As I know, frambuf.dll does only basic functions (some initializations,
prepares and fills structures etc.)

Other work is mainly done by GDI via EngXXX functions, I think. It is slow
:frowning:

Regards, bw.

OSR Online wrote:

How to write simple and fast code (possibly assemlber - based on movsd/w/b
or MMX move instructions?)
for implememting accelerated DrvBitBlt and DrvCopyBlt operations.

I.e. that I need universal procudure for blitting blocks in videomemory
using direct framebuffer access.

This is heavily needed for my project -
http://www.geocities.com/bearwindows/vbemp.htm

It is almost done. But there is a problem: when working in 1024x768
resolution and higher my driver slowdowns screen move/copy/scroll operations
( Till now it uses framebuf.dll as usermode part of my driver.).

As I know, frambuf.dll does only basic functions (some initializations,
prepares and fills structures etc.)

Other work is mainly done by GDI via EngXXX functions, I think. It is slow
:frowning:

You proceed on a false assumption. Yes, scrolling and blits are slow,
but they’re not slow because the EngXxx callbacks are poorly optimized.
Rather, they’re slow because you are reading and writing device memory.

The computer you are using now does fast blits because the copying is
being done by the graphics chip, while at the same time your processor
is moving on and doing something else. With your frame buffer driver,
you’re moving all of those pixels around by hand, and you can’t continue
on until the copy is done.

Scrolling a 1024x768 window up by one scanline requires 1,500 copies of
4k bytes each (because you have to read the scan from the graphics chip,
then write it back to the graphics chip). That’s going to take at least
50ms, and probably more, because the “reading” operation in a graphics
chip is usually not well-optimized.

Starting with VBE 2.0, there is a VBE extension for doing bitblts
(AX=4F17).

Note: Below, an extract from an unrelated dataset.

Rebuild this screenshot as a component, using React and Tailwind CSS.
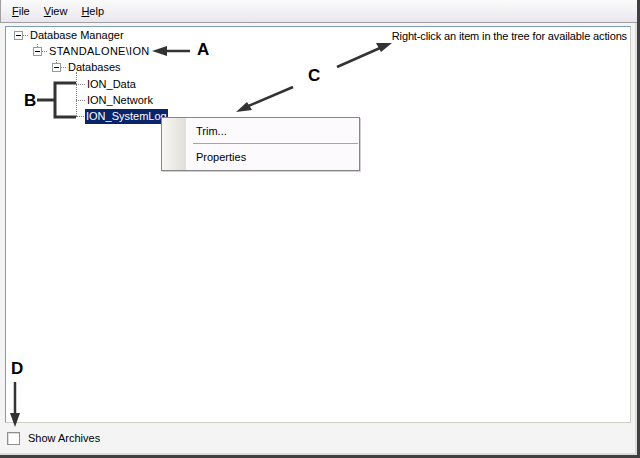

I don’t know how many BIOSes implement that.


Tim Roberts, xxxxx@probo.com
Providenza & Boekelheide, Inc.

But if I use MMX move instructuons may be I’ve got *some* speed increase instead of using Engxxx callbacks?
I cannot use any king of harware acceleration because my universal driver is VESA/VBE oriented.
And also cannot use VBE 2.0 call AX=4F17 because some adapters does not supporting this calll.
I need to find really universal way to blit/copy.

***

Or may be store framebuffer in *system*memory (instead of VRAM). and blit from there to *video*memory ?

> Or may be store framebuffer in *system*memory (instead of VRAM). and blit from there to *video*memory ?

Yes, that will be much faster than reading the video card’s RAM, especially for cards on buses designed to write data to the card much faster than read from it.

Good luck!
Tim Green
http://www.displaylink.com/

xxxxx@operamail.com wrote:

But if I use MMX move instructuons may be I’ve got *some* speed increase instead of using Engxxx callbacks?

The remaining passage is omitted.